Here is another thread to keep this question open as long as possible. Where else than in a novel are you going to be able to measure up to the dimensions and practices of Japanese aesthetics and spirituality contained, compacted, in the novel’s novel’s epigraph from Zeami: “If hidden — a flower; unless hidden, no flower at all.” ? Of course this can become the object of an essay or treatise, as it does with Tanizaki. But how much more praise of shadows can be found in The Makioko Sisters than in the essay? Is it all that obvious that the novelist is the person who wishes the flower to remain hidden? Isn’t the novelist the person who runs the greatest risk of defloration by lifting the veil before that hidden flower? And this is where we come to Liza Dalby as an affair, a case. What does she mean when she talks about fiction? Why is it that she reads the world’s first novel by writing a novel in turn? Is there such a thing as the fiction of a presence in one or the other of her two novels? Has she tried to achieve such a presence? With the risk involved?

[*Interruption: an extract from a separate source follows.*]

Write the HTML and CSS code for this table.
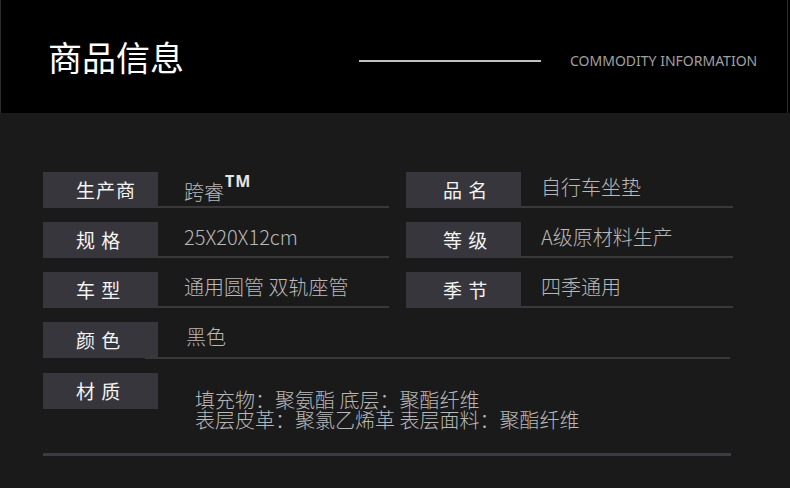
FILE: index.html
```html
<!DOCTYPE html>
<html lang="zh-CN">
<head>
<meta charset="utf-8">
<title>商品信息</title>
<link rel="stylesheet" href="styles.css">
</head>
<body>
<header class="hero">
  <h1 class="hero-title">商品信息</h1>
  <div class="hero-rule"></div>
  <div class="hero-en"><span>COMMODITY INFORMATION</span></div>
</header>
<main class="specs">
  <div class="grid">
    <div class="item item-left">
      <div class="label">生产商</div>
      <div class="value value-brand">跨睿<sup class="tm">TM</sup></div>
    </div>
    <div class="item item-right">
      <div class="label">品 名</div>
      <div class="value">自行车坐垫</div>
    </div>
    <div class="item item-left">
      <div class="label">规 格</div>
      <div class="value">25X20X12cm</div>
    </div>
    <div class="item item-right">
      <div class="label">等 级</div>
      <div class="value">A级原材料生产</div>
    </div>
    <div class="item item-left">
      <div class="label">车 型</div>
      <div class="value">通用圆管 双轨座管</div>
    </div>
    <div class="item item-right">
      <div class="label">季 节</div>
      <div class="value">四季通用</div>
    </div>
  </div>
  <div class="item item-wide">
    <div class="label">颜 色</div>
    <div class="value">黑色</div>
  </div>
  <div class="material">
    <div class="label">材 质</div>
    <div class="material-text">填充物：聚氨酯 底层：聚酯纤维<br>表层皮革：聚氯乙烯革 表层面料：聚酯纤维</div>
  </div>
</main>
</body>
</html>
```

FILE: styles.css
```css
* { box-sizing: border-box; }

html, body {
  margin: 0;
  padding: 0;
}

body {
  width: 790px;
  height: 488px;
  overflow: hidden;
  background: #1b1a1b;
  font-family: "Noto Sans CJK SC", "Noto Sans", sans-serif;
}

.hero {
  height: 113px;
  background: #000;
  border-left: 1px solid #2a2a2a;
  box-shadow: inset -2px 0 0 #000, inset -3px 0 0 #2a2a2a;
  display: flex;
  align-items: flex-start;
  padding-left: 47px;
}

.hero-title {
  margin: 40px 0 0;
  font-size: 34px;
  line-height: 34px;
  font-weight: 400;
  color: #fff;
  width: 136px;
  flex: none;
}

.hero-rule {
  margin: 60px 0 0 175px;
  width: 182px;
  height: 2px;
  background: #c2c2c2;
  flex: none;
}

.hero-en {
  margin: 51px 0 0 29px;
  height: 15px;
  overflow: hidden;
  font-family: "Noto Sans", sans-serif;
  font-size: 14px;
  line-height: 20px;
  color: #a0a0a0;
  white-space: nowrap;
}

.specs {
  padding: 59px 0 0 43px;
  display: flex;
  flex-direction: column;
  row-gap: 14px;
}

.grid {
  display: grid;
  grid-template-columns: 346px 327px;
  column-gap: 17px;
  row-gap: 14px;
}

.item {
  display: flex;
  height: 36px;
}

.label {
  position: relative;
  z-index: 1;
  flex: none;
  width: 115px;
  height: 36px;
  background: #37363d;
  color: #f4f4f4;
  font-size: 19px;
  font-weight: 400;
  line-height: 36px;
  letter-spacing: 1px;
  padding-left: 33px;
  white-space: pre;
}

.item-right .label {
  padding-left: 37px;
}

.value {
  flex: 1;
  border-bottom: 2px solid #393939;
  color: #b8b8b8;
  font-size: 20px;
  font-weight: 300;
  line-height: 24px;
  padding: 3px 0 0 26px;
  white-space: nowrap;
}

.item-right .value {
  padding-left: 20px;
}

.value-brand {
  padding-top: 1px;
}

.tm {
  font-family: "Noto Sans", sans-serif;
  font-size: 16px;
  font-weight: 700;
  color: #e6e6e6;
  letter-spacing: 1px;
  line-height: 16px;
  vertical-align: 13px;
  margin-left: 1px;
}

.item-wide {
  width: 687px;
  height: 37px;
}

.item-wide .value {
  margin-left: -13px;
  padding-left: 41px;
  height: 37px;
}

.material {
  display: flex;
  align-items: flex-start;
  width: 688px;
  height: 83px;
  border-bottom: 3px solid #3c3b41;
}

.material-text {
  padding: 17px 0 0 37px;
  color: #b8b8b8;
  font-size: 20px;
  font-weight: 300;
  line-height: 20px;
  white-space: nowrap;
}
```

Like Sei Shônagon used to do, and before her Apronenia Avitia, we can make lists of things we love about Hidden Buddhas. 1) We love the way fashion is promoted to the major art form it has always been! We love to feel the shadow of Baudelaire tickling the nape of our neck as Nagiko maintains a perilous balance over the abyss of her own massive neurosis (let’s call it that for the moment). We love the way she sculpts the body of her Philip in an unforgettable suit that captures everyone’s eye while remaining in the background of everyone’s attention. They all think it’s Philip, his good looks, his height, but it’s the suit! This is obviously one of Dalby’s strong suits. The attention to fashion in all its Buddhist characteristics, the constant scandal for certain purists in seeing the world as impermanent and without essence, and the world of fashion as well, both requiring and manifesting the tender loving care at their core 2) we love the attention given to gastronomy in the novel, and to the cross-hatching between French and Japanese cuisine. There are moments in “Hidden Buddhas” when our mouths water, and our consciousness of our rather vapid habits, most of the time, causes us shame. Suddenly, the reader suspects that gastronomy is another locus in the story, that it is a supreme example of the good life while being a ready-made solution to the problem of doing away with a dangerous rival. (The assassination by Fugu poisoning) And just as suddenly, the reader says to himself: but doesn’t that also work with fashion? Isn’t fashion the most sublime and the most stupid of pursuits. Isn’t that the question that jumps out at us when we are drenched in i-mode?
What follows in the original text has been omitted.